My daughter is twelve, and it's been a hard year for her navigating the shark infested waters of friendship. I want to tell her that it will get easier, that when she gets older, she will be able to tell a "true blue" from a "roller coaster" friend on sight. (She made up those categories when she was six.) But the truth is, it's been a hard year for me too. I don't want to tell her that friend break ups, or more accurately, rejections, are even more painful than lost loves sometimes. I don't want to tell her that no matter how old you get, when someone you think of as a friend doesn't think of you that way, it will feel like you've been sucker punched in front of the entire school.
So I've been trying hard to find a way to quantify and categorize the experience in a way that might make the pain manageable. Here is what I have come up with:
People, potential friends, fall into two general categories: Cat people and Dog people (I am not talking about pet preference). Cat people want every relationship on their terms. They warm up slowly if at all, and generally remain detached unless something strikes their particular fancy. Dog people are the opposite, they approach every potential friend with open heart and open hand. They are enthusiastic about sharing their lives, perhaps to a fault. These two types of people rarely mix well. Dog people jump all over Cat people with their tails waging, and Cat people retreat horrified to hide under a bed. (That's what happened to me anyway.) Or a cat person will carefully select a dog person to rub up on, and after a good romp, the dog person will bound away in search of their next playmate (that's what happened to my girl).

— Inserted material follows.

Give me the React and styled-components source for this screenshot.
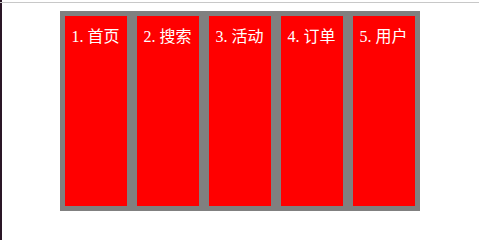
import React from "react";
import styled, { createGlobalStyle } from "styled-components";

const Global = createGlobalStyle`
  html, body { margin: 0; padding: 0; background: #fff; }
  body { font-family: "Liberation Serif", "Noto Sans CJK SC", serif; }
`;

const Page = styled.div`
  height: 100vh;
  box-sizing: border-box;
  box-shadow: inset 2px 0 0 #2a1626;
  padding-top: 2px;
  overflow: hidden;
`;

const Rule = styled.div`
  height: 1px;
  background: #c8c8c8;
`;

const Nav = styled.ul`
  list-style: none;
  margin: 8px auto 0;
  padding: 5px;
  width: 350px;
  height: 190px;
  background: #808080;
  display: flex;
  gap: 10px;
`;

const Item = styled.li`
  flex: 0 0 62px;
  background: #ff0000;
  color: #fff;
  font-size: 16px;
  text-align: center;
  padding-top: 7px;
  box-sizing: border-box;
`;

const items = ["1. 首页", "2. 搜索", "3. 活动", "4. 订单", "5. 用户"];

export default function App() {
  return (
    <>
      <Global />
      <Page>
        <Rule />
        <Nav>
          {items.map((t) => (
            <Item key={t}>{t}</Item>
          ))}
        </Nav>
      </Page>
    </>
  );
}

When it comes to friendships, I'm a dog person. I bring my friends food, send them text messages to go outside and look at the harvest moon, and invite them to join me for coffee and other events. I love my friends with a passion that is blind to their flaws and champions their efforts. My "true blues" love these qualities in me. The "roller coasters" however find me invasive and annoying, as I was reminded in no uncertain terms recently. It made my ears go back and set my tail between my legs for days.
My daughter is a Cat person. She is careful and reserved. I won't speak to her experience, but I can imagine that a friend rejection is even harder for her because when she gets smacked down and feels humiliated, she will go into hiding for what would be an interminable amount of time for me. I don't have the attention span for disappointment. At the end of the day, someone else will walk in the room and I will forget all about the pain of the last rejection no matter how hard I try to hold on to it so I can be more like a Cat person. Because I am a Dog person, I can't help but slobber all over and hope that the next one is a "true blue." She on the other hand will just assume that true blues are extinct or imaginary like unicorns.
Not much help. I have one more bit to offer her, though. The best way to get out from under the bed, the only way to get your tail up is to use the experience in your writing, in your art, play through it in your music. It's a little like bloodletting. Use every chance you can to drain the experience and the pain. Remind yourself that all experience is valuable. More importantly though, let it drain out and away. Look in the mirror or call a "true blue," tell yourself or let them tell you that the loss is not yours. The person who rejected your friendship is the one who missed out. Too bad and good riddance. Better to have found out sooner than later that you were unwanted. "Roller Coasters" are so tiresome and not worth the cost of the ride in the end. But life is such that you may have to ride a lot of "roller coasters" to find the "true blues." In the meantime don't ever doubt they are out there, and every bit as magical as unicorns.